**Written request**
Give only the number of lines that hold the word "styles".

**Data for this task**
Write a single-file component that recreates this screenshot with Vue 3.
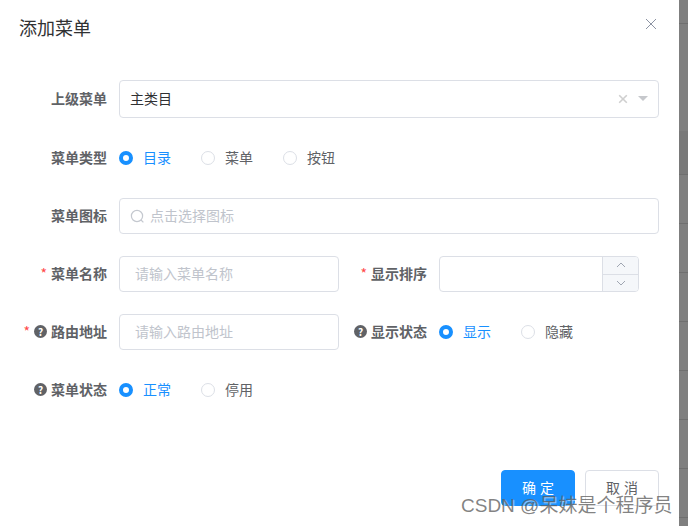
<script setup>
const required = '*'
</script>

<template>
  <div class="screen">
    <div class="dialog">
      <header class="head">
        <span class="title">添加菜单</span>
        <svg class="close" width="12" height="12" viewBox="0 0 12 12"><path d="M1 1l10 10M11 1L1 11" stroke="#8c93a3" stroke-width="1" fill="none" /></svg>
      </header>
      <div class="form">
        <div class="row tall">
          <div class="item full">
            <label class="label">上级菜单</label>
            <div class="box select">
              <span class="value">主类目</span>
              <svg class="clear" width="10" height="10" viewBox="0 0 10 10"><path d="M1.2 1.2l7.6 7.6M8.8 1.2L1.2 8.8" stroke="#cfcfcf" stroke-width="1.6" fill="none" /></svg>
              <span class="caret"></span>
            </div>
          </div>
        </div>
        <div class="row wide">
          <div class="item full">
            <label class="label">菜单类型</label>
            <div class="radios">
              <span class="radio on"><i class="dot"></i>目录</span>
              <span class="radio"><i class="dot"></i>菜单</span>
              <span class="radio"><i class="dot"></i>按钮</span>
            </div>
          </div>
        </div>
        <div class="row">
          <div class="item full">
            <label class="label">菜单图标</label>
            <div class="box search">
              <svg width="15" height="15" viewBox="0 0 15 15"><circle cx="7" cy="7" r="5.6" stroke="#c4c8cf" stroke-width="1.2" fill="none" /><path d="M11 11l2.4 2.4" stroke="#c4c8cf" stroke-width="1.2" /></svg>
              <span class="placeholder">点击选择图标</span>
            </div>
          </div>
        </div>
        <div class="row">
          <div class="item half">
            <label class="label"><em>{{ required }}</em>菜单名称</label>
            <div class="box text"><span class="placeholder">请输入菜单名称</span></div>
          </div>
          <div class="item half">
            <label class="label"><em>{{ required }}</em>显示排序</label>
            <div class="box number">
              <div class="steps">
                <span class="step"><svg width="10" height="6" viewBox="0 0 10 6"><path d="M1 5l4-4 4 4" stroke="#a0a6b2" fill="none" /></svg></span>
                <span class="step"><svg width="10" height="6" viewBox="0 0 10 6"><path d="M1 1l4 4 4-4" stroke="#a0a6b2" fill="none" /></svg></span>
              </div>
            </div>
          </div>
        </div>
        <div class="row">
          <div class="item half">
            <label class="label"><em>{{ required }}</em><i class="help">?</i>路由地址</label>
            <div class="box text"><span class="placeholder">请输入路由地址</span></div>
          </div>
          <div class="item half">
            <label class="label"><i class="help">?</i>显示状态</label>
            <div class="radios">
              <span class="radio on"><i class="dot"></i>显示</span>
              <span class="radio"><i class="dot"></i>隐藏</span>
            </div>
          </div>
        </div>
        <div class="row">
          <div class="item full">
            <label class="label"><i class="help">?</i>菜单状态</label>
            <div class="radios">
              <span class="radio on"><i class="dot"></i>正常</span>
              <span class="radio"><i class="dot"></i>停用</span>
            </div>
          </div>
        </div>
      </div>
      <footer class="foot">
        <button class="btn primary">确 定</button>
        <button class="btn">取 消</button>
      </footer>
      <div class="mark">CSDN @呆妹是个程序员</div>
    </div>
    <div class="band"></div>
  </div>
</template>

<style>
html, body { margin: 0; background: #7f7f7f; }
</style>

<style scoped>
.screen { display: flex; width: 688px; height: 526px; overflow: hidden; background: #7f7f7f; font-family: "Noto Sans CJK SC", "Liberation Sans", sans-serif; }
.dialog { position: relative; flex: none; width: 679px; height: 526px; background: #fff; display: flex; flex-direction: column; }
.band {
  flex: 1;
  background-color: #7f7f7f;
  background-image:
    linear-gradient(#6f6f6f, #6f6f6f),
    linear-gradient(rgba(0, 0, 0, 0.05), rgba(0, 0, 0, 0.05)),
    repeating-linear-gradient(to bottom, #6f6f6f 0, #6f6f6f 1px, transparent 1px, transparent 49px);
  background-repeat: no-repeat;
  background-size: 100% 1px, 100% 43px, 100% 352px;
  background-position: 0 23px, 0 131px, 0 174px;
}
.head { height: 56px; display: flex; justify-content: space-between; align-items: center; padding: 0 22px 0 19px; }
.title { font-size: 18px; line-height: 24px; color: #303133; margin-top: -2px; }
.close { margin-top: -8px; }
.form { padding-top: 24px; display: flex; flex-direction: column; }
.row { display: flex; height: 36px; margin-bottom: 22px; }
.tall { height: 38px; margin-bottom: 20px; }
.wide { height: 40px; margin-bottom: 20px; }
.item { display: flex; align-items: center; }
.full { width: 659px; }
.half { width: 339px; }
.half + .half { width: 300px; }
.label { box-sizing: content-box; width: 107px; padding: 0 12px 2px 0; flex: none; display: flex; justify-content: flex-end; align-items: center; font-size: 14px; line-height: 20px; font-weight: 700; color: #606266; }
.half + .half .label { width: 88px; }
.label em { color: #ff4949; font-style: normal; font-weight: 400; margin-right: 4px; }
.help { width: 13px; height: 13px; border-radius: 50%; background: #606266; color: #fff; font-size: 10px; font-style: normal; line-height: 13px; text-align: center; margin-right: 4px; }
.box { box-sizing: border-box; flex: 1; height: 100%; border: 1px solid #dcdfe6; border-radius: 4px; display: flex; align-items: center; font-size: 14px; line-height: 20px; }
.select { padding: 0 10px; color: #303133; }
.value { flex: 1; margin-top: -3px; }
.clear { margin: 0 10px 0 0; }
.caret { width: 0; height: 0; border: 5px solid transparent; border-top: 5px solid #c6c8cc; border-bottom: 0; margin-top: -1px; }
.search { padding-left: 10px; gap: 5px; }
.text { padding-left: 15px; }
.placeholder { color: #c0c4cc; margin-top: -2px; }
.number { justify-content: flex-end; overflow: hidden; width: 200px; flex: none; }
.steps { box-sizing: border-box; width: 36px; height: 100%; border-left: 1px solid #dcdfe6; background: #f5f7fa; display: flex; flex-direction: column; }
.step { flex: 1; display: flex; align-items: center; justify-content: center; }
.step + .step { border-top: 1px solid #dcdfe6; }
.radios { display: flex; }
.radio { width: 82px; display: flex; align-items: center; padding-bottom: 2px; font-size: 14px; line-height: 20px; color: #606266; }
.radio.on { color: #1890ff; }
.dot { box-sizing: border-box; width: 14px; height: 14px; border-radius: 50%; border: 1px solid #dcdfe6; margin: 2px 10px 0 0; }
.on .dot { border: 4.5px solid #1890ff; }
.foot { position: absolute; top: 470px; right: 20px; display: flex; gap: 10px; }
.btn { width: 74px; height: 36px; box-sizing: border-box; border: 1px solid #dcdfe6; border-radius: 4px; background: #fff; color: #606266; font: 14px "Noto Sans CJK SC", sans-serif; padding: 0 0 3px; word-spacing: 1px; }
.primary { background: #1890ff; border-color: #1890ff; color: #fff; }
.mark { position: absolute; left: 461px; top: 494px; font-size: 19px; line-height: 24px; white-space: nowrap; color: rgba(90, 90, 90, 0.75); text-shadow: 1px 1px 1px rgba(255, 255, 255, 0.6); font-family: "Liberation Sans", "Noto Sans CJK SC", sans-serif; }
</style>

* * *

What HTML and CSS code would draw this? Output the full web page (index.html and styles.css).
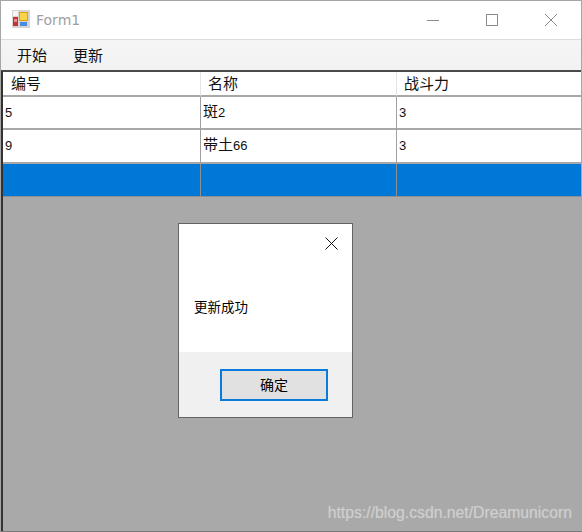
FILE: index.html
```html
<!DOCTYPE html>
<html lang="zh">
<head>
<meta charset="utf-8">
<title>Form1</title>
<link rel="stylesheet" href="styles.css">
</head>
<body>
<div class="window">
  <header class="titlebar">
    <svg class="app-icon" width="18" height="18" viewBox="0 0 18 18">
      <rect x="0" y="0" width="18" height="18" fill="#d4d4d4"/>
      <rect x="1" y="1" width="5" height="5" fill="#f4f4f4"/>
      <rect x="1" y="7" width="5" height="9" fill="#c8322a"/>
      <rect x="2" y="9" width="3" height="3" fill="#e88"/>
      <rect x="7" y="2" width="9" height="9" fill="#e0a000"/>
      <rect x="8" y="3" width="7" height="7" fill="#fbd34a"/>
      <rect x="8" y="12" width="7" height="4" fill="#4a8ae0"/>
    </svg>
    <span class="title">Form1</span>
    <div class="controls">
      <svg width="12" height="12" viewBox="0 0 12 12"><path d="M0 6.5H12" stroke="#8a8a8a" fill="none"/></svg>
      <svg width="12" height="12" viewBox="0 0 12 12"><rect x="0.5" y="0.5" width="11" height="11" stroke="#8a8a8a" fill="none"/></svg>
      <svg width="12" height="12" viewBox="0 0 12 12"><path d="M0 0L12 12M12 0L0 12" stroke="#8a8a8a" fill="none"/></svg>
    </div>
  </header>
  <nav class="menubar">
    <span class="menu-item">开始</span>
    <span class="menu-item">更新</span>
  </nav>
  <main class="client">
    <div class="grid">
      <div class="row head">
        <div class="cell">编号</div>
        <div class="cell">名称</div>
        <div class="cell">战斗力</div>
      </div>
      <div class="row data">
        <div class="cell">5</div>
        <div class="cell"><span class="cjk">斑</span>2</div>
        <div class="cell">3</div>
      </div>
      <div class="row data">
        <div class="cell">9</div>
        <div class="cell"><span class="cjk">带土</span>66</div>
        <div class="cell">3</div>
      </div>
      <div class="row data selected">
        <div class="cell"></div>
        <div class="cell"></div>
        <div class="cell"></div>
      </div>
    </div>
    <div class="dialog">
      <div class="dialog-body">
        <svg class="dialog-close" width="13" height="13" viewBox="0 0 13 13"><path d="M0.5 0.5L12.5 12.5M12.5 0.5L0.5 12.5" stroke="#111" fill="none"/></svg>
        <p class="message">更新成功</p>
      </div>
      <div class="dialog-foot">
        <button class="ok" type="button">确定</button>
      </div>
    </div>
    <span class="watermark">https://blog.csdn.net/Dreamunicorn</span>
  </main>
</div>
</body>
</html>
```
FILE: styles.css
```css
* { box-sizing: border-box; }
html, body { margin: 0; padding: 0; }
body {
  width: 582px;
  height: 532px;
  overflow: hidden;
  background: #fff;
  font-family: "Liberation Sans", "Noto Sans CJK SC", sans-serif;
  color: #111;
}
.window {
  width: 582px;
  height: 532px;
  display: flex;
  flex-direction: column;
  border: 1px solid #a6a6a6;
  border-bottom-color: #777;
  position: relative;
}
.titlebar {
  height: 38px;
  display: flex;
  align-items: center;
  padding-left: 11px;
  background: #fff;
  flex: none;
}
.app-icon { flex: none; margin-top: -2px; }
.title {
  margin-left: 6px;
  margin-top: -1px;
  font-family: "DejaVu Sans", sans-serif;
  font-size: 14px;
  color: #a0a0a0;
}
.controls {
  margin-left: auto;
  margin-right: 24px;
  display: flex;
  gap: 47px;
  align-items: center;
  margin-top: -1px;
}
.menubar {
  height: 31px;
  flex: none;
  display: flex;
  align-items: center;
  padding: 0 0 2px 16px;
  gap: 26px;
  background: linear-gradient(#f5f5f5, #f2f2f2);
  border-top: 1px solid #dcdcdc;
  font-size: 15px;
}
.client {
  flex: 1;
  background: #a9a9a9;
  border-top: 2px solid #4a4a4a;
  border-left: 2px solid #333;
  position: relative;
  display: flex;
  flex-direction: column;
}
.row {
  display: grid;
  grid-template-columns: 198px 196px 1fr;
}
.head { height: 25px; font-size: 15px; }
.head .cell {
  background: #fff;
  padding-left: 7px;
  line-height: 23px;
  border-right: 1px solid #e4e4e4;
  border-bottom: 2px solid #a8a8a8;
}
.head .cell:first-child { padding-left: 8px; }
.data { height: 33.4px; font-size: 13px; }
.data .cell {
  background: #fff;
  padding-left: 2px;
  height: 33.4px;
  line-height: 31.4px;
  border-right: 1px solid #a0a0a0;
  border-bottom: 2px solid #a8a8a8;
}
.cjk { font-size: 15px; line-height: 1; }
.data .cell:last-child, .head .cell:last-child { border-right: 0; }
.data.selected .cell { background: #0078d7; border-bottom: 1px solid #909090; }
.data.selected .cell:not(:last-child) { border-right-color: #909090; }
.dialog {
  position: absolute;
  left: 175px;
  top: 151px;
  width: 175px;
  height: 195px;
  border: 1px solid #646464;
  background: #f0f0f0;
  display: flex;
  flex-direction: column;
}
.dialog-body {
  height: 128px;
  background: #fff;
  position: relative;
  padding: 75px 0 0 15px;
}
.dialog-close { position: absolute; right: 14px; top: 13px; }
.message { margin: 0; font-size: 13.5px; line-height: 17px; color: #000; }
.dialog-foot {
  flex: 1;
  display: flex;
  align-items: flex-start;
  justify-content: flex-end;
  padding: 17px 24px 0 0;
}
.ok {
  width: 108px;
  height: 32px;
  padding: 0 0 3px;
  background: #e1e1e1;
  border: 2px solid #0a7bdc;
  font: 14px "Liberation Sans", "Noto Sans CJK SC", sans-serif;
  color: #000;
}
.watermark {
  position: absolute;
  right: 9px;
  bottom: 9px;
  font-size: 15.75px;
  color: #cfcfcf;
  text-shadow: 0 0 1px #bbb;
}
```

**Solution to the exercise**
3